Play, Yep — Bet, Nope

It’s a common practice in Britain for players (not all) to place a bet on themselves (presumably) to win the British Open. Sweetens the pot, a bit, right (as if raking in $1.66 million for winning isn’t sweet enough)? Not this year. Players are required to sign a waiver stating they will not place wagers on the championship.

Ah, the Brits love to bet, especially on the British Open. They bet before and during the championship on, well, you name it: the winner (Rory McIlroy, the first round leader?), those who make the cut, how many bunkers a player will hit, the top U.S. player (or Spanish or Italian or Australian, etc.), the round winner of a threesome on Thursday and Friday, the round winner of a twosome on Saturday and Sunday — the British Open betting possibilities go on and on (see video).

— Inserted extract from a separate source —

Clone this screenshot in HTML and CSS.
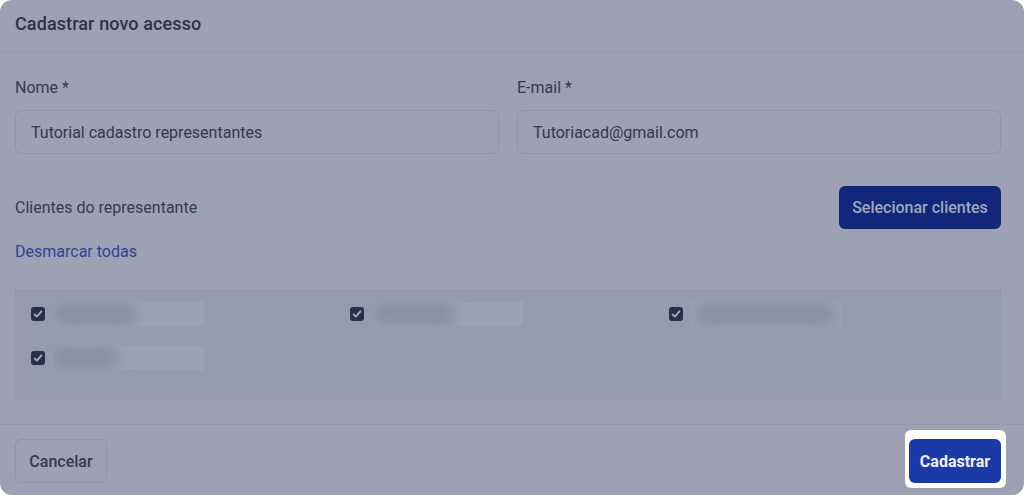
FILE: index.html
```html
<!DOCTYPE html>
<html lang="pt-BR">
<head>
<meta charset="utf-8">
<title>Cadastrar novo acesso</title>
<link rel="stylesheet" href="styles.css">
</head>
<body>
<div class="modal">
  <header class="modal-header">
    <h1 class="modal-title">Cadastrar novo acesso</h1>
  </header>
  <main class="modal-body">
    <div class="fields">
      <div class="field">
        <label class="label">Nome *</label>
        <div class="input">Tutorial cadastro representantes</div>
      </div>
      <div class="field">
        <label class="label">E-mail *</label>
        <div class="input">Tutoriacad@gmail.com</div>
      </div>
    </div>
    <div class="clients-row">
      <span class="clients-label">Clientes do representante</span>
      <button class="btn-select">Selecionar clientes</button>
    </div>
    <a class="link">Desmarcar todas</a>
    <div class="client-box">
      <div class="client"><span class="check"><svg viewBox="0 0 14 14" width="14" height="14"><path d="M3.6 7.4 L5.9 9.6 L10.4 4.3" fill="none" stroke="#a4a8ba" stroke-width="1.9" stroke-linecap="round" stroke-linejoin="round"/></svg></span><span class="blur-name"><span class="blob"></span></span></div>
      <div class="client"><span class="check"><svg viewBox="0 0 14 14" width="14" height="14"><path d="M3.6 7.4 L5.9 9.6 L10.4 4.3" fill="none" stroke="#a4a8ba" stroke-width="1.9" stroke-linecap="round" stroke-linejoin="round"/></svg></span><span class="blur-name"><span class="blob"></span></span></div>
      <div class="client"><span class="check"><svg viewBox="0 0 14 14" width="14" height="14"><path d="M3.6 7.4 L5.9 9.6 L10.4 4.3" fill="none" stroke="#a4a8ba" stroke-width="1.9" stroke-linecap="round" stroke-linejoin="round"/></svg></span><span class="blur-name"><span class="blob long"></span></span></div>
      <div class="client"><span class="check"><svg viewBox="0 0 14 14" width="14" height="14"><path d="M3.6 7.4 L5.9 9.6 L10.4 4.3" fill="none" stroke="#a4a8ba" stroke-width="1.9" stroke-linecap="round" stroke-linejoin="round"/></svg></span><span class="blur-name"><span class="blob short"></span></span></div>
    </div>
  </main>
  <footer class="modal-footer">
    <button class="btn-cancel">Cancelar</button>
    <div class="spotlight">
      <button class="btn-submit">Cadastrar</button>
    </div>
  </footer>
</div>
</body>
</html>
```

FILE: styles.css
```css
* { box-sizing: border-box; }

html, body {
  margin: 0;
  padding: 0;
  background: #ffffff;
}

body {
  font-family: Roboto, "Liberation Sans", sans-serif;
  width: 1024px;
  height: 495px;
  overflow: hidden;
}

.modal {
  width: 1024px;
  height: 495px;
  background: #9ea1b3;
  border-radius: 12px;
  display: flex;
  flex-direction: column;
}

.modal-header {
  height: 53px;
  padding: 0 15px;
  display: flex;
  align-items: center;
  border-bottom: 1px solid #9598ab;
}

.modal-title {
  margin: 0 0 5px;
  font-size: 18px;
  font-weight: 500;
  color: #2d3246;
  letter-spacing: 0.1px;
}

.modal-body {
  padding: 25px 23px 24px 15px;
  display: flex;
  flex-direction: column;
}

.fields {
  display: flex;
  gap: 18px;
}

.field {
  flex: 1;
  display: flex;
  flex-direction: column;
}

.label {
  font-size: 16px;
  line-height: 20px;
  color: #363a4e;
  margin-bottom: 12px;
}

.input {
  height: 44px;
  border: 1px solid #9295a8;
  border-radius: 6px;
  padding: 0 15px;
  display: flex;
  align-items: center;
  font-size: 16px;
  color: #33384c;
}

.clients-row {
  margin-top: 32px;
  display: flex;
  justify-content: space-between;
  align-items: center;
}

.clients-label {
  font-size: 16px;
  color: #363a4e;
}

.btn-select {
  height: 43px;
  width: 162px;
  border: none;
  border-radius: 6px;
  background: #10277a;
  color: #a3a7bd;
  font-family: Roboto, "Liberation Sans", sans-serif;
  font-size: 16px;
  font-weight: 500;
  padding: 0;
}

.link {
  margin-top: 13px;
  font-size: 16px;
  line-height: 20px;
  color: #2d4493;
  align-self: flex-start;
}

.client-box {
  margin-top: 27px;
  height: 111px;
  background: #959aae;
  padding: 13px 16px 0 16px;
  display: grid;
  grid-template-columns: 319px 319px 1fr;
  grid-auto-rows: 24px;
  row-gap: 20px;
}

.client {
  display: flex;
  align-items: center;
  gap: 8px;
}

.check {
  width: 14px;
  height: 14px;
  border-radius: 3px;
  background: #2b2e44;
  display: flex;
}

.blur-name {
  width: 151px;
  height: 24px;
  background: #9ca0b3;
  overflow: hidden;
  display: flex;
  align-items: center;
}

.blob {
  display: block;
  width: 84px;
  height: 24px;
  margin-left: 0;
  background: #8b8fa3;
  border-radius: 12px;
  filter: blur(7px);
}

.blob.long { width: 140px; margin-left: 4px; }
.blob.short { width: 70px; margin-left: -4px; }

.modal-footer {
  flex: 1;
  border-top: 1px solid #9598ab;
  padding: 5px 18px 0 15px;
  display: flex;
  justify-content: space-between;
  align-items: flex-start;
}

.btn-cancel {
  margin-top: 9px;
  height: 44px;
  width: 92px;
  border: 1px solid #9295a8;
  border-radius: 6px;
  background: transparent;
  color: #34394d;
  font-family: Roboto, "Liberation Sans", sans-serif;
  font-size: 16px;
  font-weight: 500;
  padding: 0;
}

.spotlight {
  background: #ffffff;
  border-radius: 6px;
  padding: 9px 5px 5px 4px;
  display: flex;
}

.btn-submit {
  height: 44px;
  width: 92px;
  border: none;
  border-radius: 6px;
  background: #1b3aa8;
  color: #eef0f8;
  font-family: Roboto, "Liberation Sans", sans-serif;
  font-size: 16px;
  font-weight: 700;
  padding: 0;
}
```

Not if you are a competitor, not this year. All bets are off because, according to many players, for the first time contestants have been required to sign a waiver stating that they will not place wagers on the championship.

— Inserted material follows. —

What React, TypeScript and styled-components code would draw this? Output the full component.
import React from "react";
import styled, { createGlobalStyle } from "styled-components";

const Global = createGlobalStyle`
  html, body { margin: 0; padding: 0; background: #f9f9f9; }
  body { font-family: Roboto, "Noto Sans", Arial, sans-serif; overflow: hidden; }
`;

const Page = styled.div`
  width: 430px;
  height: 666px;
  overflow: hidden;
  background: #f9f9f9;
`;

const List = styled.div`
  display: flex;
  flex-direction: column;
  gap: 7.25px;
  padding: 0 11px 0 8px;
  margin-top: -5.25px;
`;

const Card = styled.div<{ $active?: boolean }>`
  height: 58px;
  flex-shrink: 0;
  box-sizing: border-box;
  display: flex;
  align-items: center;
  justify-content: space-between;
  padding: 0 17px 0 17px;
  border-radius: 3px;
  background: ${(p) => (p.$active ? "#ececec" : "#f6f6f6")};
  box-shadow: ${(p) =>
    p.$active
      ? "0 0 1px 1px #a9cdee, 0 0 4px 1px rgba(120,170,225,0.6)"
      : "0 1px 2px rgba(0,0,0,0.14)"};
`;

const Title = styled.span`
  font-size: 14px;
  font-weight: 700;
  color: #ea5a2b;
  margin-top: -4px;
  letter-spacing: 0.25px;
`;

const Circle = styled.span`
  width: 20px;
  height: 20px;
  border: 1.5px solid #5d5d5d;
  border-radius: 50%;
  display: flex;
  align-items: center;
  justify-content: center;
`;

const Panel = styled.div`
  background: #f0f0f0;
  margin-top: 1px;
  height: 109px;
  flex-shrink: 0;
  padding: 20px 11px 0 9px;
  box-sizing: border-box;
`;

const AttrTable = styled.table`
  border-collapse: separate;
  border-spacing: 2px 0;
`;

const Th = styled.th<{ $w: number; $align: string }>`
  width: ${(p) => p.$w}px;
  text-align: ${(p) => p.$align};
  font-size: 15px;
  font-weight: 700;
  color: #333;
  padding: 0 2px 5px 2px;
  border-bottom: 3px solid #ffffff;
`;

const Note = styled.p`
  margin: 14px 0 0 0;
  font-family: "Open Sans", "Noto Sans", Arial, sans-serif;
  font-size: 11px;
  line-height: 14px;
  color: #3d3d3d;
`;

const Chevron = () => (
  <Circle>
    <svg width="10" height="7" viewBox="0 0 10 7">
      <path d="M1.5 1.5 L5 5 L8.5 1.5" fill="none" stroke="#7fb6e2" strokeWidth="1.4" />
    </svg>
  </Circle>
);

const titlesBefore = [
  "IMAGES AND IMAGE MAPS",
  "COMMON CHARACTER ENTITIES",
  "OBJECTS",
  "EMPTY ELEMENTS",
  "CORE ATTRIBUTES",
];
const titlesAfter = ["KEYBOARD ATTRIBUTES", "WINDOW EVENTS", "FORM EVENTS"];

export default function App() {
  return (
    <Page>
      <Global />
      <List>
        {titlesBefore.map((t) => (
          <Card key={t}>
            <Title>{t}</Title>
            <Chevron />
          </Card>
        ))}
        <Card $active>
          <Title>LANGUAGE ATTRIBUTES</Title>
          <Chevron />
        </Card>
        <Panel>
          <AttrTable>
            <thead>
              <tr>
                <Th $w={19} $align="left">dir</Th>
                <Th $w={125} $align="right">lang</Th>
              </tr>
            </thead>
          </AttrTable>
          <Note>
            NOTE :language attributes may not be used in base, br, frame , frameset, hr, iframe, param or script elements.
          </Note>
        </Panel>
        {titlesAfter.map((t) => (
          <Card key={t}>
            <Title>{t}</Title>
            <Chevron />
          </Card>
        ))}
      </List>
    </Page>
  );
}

Justin Rose has won two straight tournaments leading into the Open and is a 16-1 favorite. Rory McIlroy, the first round leader so far, is a 10-1 favorite and Tiger Woods, who is three strokes off McIlroy, is at 16-1 (see odds).

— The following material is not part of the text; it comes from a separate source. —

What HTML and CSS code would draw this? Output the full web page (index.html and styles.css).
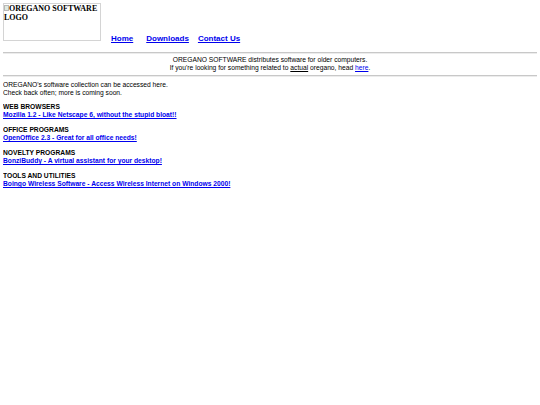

Turns out not to be a first, after all, just the first time the waiver has made an impression; R&A's executive director of championships Johnnie-Cole Hamilton said it has been in place since the 2011 Open. The PGA Tour and European Tour have policies that prohibit players from gambling on tournaments, and it appears the Open, which had turned its back on players placing wagers in the past, is getting tougher.

Bottom line: You can play, but you can’t bet. Caddies, however, are not required to sign a waiver.